▶ WHAT IS EXPECTED
From the first line of the listing below to the line with "FaCheckSquare, FaCopy, FaTrash", print each line exactly, and nothing more. Leave out the pictures.

▶ DATA EXCERPT
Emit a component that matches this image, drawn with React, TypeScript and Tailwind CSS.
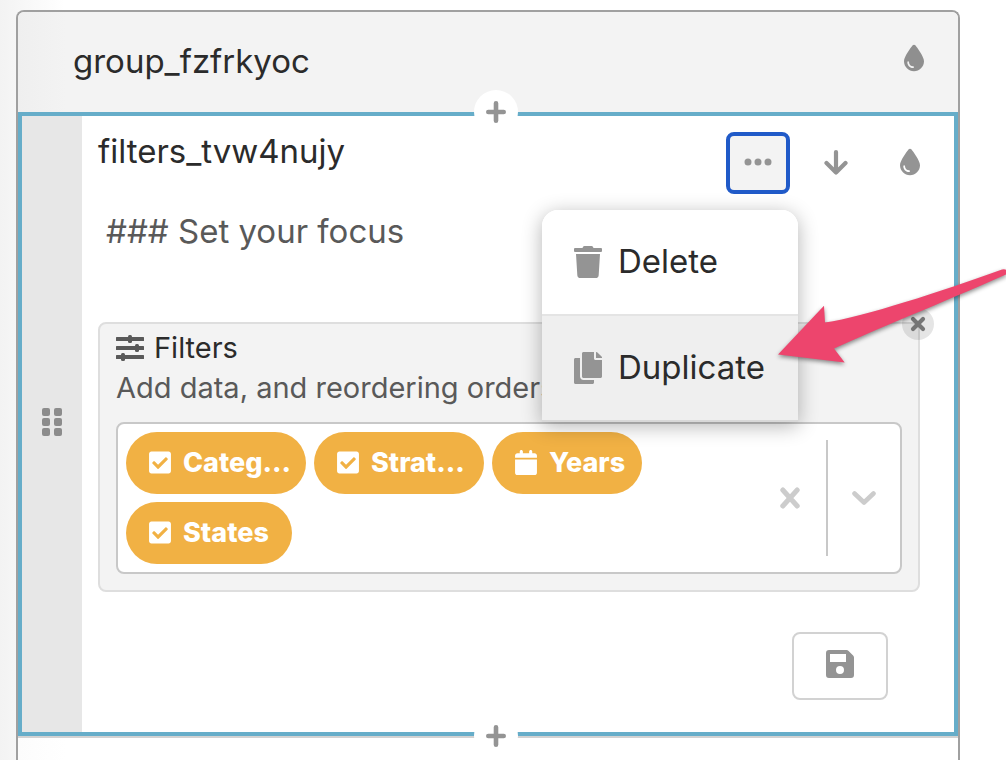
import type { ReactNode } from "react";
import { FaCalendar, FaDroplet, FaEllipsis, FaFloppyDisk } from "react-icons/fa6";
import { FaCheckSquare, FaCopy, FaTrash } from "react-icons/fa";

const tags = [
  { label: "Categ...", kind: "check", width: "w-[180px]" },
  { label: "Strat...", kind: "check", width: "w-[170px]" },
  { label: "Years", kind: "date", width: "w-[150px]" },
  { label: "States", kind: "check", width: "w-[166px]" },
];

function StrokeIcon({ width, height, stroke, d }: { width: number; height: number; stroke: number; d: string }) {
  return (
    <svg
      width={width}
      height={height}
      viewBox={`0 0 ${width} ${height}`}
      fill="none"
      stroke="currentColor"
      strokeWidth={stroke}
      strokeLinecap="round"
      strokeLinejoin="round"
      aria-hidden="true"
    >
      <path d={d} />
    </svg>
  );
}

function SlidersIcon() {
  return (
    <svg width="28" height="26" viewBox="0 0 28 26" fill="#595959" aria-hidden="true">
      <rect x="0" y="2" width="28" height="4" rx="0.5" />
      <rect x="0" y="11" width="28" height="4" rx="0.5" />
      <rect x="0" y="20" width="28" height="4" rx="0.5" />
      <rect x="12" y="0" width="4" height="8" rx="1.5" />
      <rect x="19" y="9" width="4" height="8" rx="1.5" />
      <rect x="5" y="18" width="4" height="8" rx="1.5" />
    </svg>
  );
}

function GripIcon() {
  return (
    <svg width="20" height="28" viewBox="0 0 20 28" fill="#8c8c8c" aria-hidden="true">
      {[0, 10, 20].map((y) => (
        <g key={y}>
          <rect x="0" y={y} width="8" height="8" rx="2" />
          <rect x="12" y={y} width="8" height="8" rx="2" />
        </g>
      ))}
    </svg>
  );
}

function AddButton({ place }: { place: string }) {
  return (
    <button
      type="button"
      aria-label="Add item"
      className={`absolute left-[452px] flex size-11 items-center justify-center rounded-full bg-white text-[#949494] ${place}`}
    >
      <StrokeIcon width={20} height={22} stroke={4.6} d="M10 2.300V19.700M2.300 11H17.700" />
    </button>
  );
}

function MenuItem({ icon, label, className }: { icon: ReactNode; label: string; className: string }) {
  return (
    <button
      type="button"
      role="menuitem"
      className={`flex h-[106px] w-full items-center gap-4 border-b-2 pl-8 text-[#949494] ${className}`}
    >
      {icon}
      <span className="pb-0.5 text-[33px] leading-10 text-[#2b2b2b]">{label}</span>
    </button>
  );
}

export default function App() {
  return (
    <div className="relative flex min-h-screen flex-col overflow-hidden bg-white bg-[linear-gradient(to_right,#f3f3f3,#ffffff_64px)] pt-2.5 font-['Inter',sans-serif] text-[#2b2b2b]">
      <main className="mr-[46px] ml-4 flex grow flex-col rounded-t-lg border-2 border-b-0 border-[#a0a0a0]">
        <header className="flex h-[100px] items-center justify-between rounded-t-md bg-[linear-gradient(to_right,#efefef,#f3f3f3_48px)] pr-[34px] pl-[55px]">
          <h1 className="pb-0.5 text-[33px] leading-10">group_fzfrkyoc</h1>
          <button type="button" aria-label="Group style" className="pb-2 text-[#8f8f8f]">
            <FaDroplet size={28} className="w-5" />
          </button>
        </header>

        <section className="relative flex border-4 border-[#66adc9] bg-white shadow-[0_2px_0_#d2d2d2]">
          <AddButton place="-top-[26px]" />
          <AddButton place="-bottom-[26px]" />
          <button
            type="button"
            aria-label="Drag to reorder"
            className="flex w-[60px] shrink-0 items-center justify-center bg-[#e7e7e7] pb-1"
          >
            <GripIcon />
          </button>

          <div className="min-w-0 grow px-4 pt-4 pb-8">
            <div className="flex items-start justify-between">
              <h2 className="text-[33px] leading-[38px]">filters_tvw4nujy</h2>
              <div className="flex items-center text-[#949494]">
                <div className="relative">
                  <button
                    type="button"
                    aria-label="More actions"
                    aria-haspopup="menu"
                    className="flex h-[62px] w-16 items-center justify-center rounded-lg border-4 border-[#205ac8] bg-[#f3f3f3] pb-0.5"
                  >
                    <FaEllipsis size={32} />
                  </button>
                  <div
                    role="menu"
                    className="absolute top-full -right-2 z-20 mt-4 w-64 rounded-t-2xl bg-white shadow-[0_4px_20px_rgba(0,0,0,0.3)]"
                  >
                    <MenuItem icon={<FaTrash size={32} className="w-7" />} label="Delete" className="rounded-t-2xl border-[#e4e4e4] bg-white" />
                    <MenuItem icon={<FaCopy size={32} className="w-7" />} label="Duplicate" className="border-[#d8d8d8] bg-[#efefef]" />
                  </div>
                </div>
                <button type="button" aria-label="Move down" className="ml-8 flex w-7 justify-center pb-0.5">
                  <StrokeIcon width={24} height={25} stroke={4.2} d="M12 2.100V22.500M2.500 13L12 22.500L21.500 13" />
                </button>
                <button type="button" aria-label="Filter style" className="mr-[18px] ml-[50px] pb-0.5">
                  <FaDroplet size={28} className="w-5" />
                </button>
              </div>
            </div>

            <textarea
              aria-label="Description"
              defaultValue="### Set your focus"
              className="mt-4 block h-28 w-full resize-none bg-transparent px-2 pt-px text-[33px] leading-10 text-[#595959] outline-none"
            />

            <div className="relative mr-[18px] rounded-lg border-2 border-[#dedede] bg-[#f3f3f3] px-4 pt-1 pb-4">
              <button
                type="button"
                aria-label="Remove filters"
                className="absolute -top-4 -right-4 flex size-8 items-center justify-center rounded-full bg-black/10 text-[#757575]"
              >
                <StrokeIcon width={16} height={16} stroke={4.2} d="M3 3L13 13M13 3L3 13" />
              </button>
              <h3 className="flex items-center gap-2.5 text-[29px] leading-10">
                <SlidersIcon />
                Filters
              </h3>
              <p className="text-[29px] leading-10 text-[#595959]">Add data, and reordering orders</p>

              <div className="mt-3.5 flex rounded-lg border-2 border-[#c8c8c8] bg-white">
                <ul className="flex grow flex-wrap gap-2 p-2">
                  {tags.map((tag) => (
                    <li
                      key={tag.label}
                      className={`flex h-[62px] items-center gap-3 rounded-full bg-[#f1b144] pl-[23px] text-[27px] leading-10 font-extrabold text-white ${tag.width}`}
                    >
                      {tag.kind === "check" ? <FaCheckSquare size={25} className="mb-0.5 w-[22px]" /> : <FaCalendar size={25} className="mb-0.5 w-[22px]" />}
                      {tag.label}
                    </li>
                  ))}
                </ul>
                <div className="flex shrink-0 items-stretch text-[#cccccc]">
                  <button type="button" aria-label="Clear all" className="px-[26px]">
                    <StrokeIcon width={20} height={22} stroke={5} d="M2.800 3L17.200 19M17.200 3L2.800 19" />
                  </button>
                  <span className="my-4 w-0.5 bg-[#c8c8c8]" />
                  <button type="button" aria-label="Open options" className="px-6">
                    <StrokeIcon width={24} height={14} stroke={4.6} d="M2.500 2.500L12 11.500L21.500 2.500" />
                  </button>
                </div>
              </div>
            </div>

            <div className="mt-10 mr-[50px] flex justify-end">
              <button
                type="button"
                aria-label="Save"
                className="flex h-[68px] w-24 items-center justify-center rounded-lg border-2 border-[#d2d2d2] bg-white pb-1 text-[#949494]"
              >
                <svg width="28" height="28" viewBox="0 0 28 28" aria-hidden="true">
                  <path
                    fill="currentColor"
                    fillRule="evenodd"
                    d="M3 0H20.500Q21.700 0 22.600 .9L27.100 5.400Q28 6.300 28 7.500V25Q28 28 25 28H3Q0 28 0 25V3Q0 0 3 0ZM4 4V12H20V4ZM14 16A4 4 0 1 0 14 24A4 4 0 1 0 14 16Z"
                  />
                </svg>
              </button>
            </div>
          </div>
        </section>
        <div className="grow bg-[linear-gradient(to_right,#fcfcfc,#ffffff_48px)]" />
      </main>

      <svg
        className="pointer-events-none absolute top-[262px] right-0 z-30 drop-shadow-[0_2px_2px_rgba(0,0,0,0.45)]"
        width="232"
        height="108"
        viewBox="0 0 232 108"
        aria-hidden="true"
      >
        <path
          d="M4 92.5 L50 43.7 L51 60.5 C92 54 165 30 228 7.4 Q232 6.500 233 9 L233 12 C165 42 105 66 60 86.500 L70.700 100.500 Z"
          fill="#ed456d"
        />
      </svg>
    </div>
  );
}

▶ RESPONSE
Emit a component that matches this image, drawn with React, TypeScript and Tailwind CSS.
import type { ReactNode } from "react";
import { FaCalendar, FaDroplet, FaEllipsis, FaFloppyDisk } from "react-icons/fa6";
import { FaCheckSquare, FaCopy, FaTrash } from "react-icons/fa";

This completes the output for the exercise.